● **WHAT YOU NEED TO DO**: In your copy, include every line of the listing below exactly but none of the pictures.
---*---
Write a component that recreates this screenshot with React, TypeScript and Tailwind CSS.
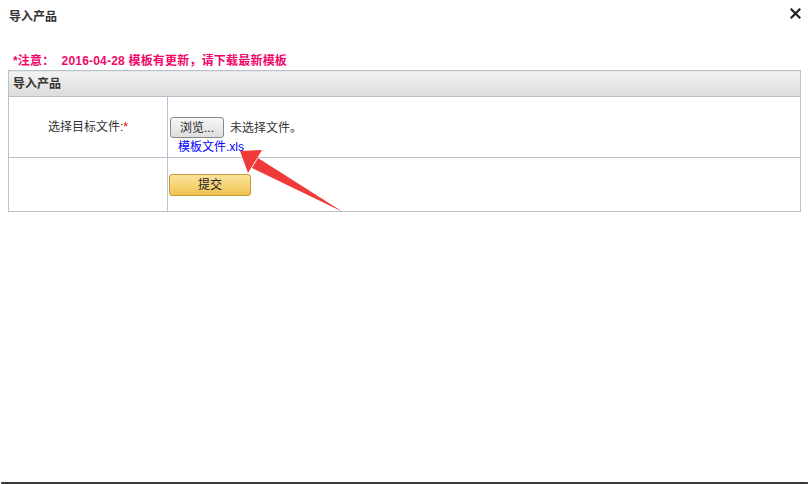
import React from 'react';

const font = { fontFamily: '"Liberation Sans", "Noto Sans CJK SC", sans-serif' };

export default function App() {
  return (
    <div className="relative w-[809px] h-[484px] bg-white overflow-hidden text-[12px] text-[#333]" style={font}>
      {/* title bar */}
      <div className="flex items-center justify-between h-[33px] pl-[9px] pr-[8px]">
        <span className="font-bold text-[#333]">导入产品</span>
        <svg width="11" height="11" viewBox="0 0 11 11" className="mb-[7px]">
          <path d="M1.5 1.5 L9.5 9.5 M9.5 1.5 L1.5 9.5" stroke="#222" strokeWidth="2.2" strokeLinecap="square" />
        </svg>
      </div>

      <div className="px-[8px] pt-[19px]">
        <div className="pl-[5px] h-[18px] leading-[18px] font-bold text-[#f0086b] tracking-[0.2px]">
          *注意：&nbsp;&nbsp;2016-04-28 模板有更新，请下载最新模板
        </div>

        <table className="w-[793px] border-collapse border border-[#b7c2cc]">
          <tbody>
            <tr>
              <td colSpan={2} className="h-[26px] pl-[4px] font-bold text-[#333] bg-gradient-to-b from-[#f2f2f2] to-[#dcdcdc] border-b border-[#b7c2cc]">
                导入产品
              </td>
            </tr>
            <tr>
              <td className="w-[159px] h-[61px] border-r border-b border-[#b7c2cc] text-center text-[#333]">
                选择目标文件:<span className="text-[#e00]">*</span>
              </td>
              <td className="border-b border-[#b7c2cc] pl-[2px] align-top pt-[20px]">
                <div className="flex items-center">
                  <button className="h-[21px] w-[54px] rounded-[3px] border border-[#8a8a8a] bg-gradient-to-b from-[#f6f6f6] to-[#dedede] text-[12px] text-[#222] leading-none">
                    浏览...
                  </button>
                  <span className="ml-[6px] text-[#333]">未选择文件。</span>
                </div>
                <a className="block ml-[8px] mt-[1px] text-[#0000ff] leading-[16px]">模板文件.xls</a>
              </td>
            </tr>
            <tr>
              <td className="h-[54px] border-r border-[#b7c2cc]" />
              <td className="pl-[1px] align-top pt-[16px]">
                <button className="h-[22px] w-[82px] rounded-[3px] border border-[#c79a3a] bg-gradient-to-b from-[#fbe39a] to-[#f0c34e] text-[12px] text-[#222] leading-none">
                  提交
                </button>
              </td>
            </tr>
          </tbody>
        </table>
      </div>

      {/* red arrow annotation */}
      <svg className="absolute left-0 top-0 pointer-events-none" width="809" height="484">
        <path d="M343 212 L258 158 L252 168 Z" fill="#f03a3a" />
        <path d="M240 151 L262 150 L248 173 Z" fill="#f03a3a" />
      </svg>

      {/* bottom edge */}
      <div className="absolute left-[1px] right-[1px] bottom-0 h-[2px] bg-[#3a3a3a] rounded-t-[1px]" />
    </div>
  );
}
---*---
● **COMPLETED EXERCISE**:
Write a component that recreates this screenshot with React, TypeScript and Tailwind CSS.
import React from 'react';

const font = { fontFamily: '"Liberation Sans", "Noto Sans CJK SC", sans-serif' };

export default function App() {
  return (
    <div className="relative w-[809px] h-[484px] bg-white overflow-hidden text-[12px] text-[#333]" style={font}>
      {/* title bar */}
      <div className="flex items-center justify-between h-[33px] pl-[9px] pr-[8px]">
        <span className="font-bold text-[#333]">导入产品</span>
        <svg width="11" height="11" viewBox="0 0 11 11" className="mb-[7px]">
          <path d="M1.5 1.5 L9.5 9.5 M9.5 1.5 L1.5 9.5" stroke="#222" strokeWidth="2.2" strokeLinecap="square" />
        </svg>
      </div>

      <div className="px-[8px] pt-[19px]">
        <div className="pl-[5px] h-[18px] leading-[18px] font-bold text-[#f0086b] tracking-[0.2px]">
          *注意：&nbsp;&nbsp;2016-04-28 模板有更新，请下载最新模板
        </div>

        <table className="w-[793px] border-collapse border border-[#b7c2cc]">
          <tbody>
            <tr>
              <td colSpan={2} className="h-[26px] pl-[4px] font-bold text-[#333] bg-gradient-to-b from-[#f2f2f2] to-[#dcdcdc] border-b border-[#b7c2cc]">
                导入产品
              </td>
            </tr>
            <tr>
              <td className="w-[159px] h-[61px] border-r border-b border-[#b7c2cc] text-center text-[#333]">
                选择目标文件:<span className="text-[#e00]">*</span>
              </td>
              <td className="border-b border-[#b7c2cc] pl-[2px] align-top pt-[20px]">
                <div className="flex items-center">
                  <button className="h-[21px] w-[54px] rounded-[3px] border border-[#8a8a8a] bg-gradient-to-b from-[#f6f6f6] to-[#dedede] text-[12px] text-[#222] leading-none">
                    浏览...
                  </button>
                  <span className="ml-[6px] text-[#333]">未选择文件。</span>
                </div>
                <a className="block ml-[8px] mt-[1px] text-[#0000ff] leading-[16px]">模板文件.xls</a>
              </td>
            </tr>
            <tr>
              <td className="h-[54px] border-r border-[#b7c2cc]" />
              <td className="pl-[1px] align-top pt-[16px]">
                <button className="h-[22px] w-[82px] rounded-[3px] border border-[#c79a3a] bg-gradient-to-b from-[#fbe39a] to-[#f0c34e] text-[12px] text-[#222] leading-none">
                  提交
                </button>
              </td>
            </tr>
          </tbody>
        </table>
      </div>

      {/* red arrow annotation */}
      <svg className="absolute left-0 top-0 pointer-events-none" width="809" height="484">
        <path d="M343 212 L258 158 L252 168 Z" fill="#f03a3a" />
        <path d="M240 151 L262 150 L248 173 Z" fill="#f03a3a" />
      </svg>

      {/* bottom edge */}
      <div className="absolute left-[1px] right-[1px] bottom-0 h-[2px] bg-[#3a3a3a] rounded-t-[1px]" />
    </div>
  );
}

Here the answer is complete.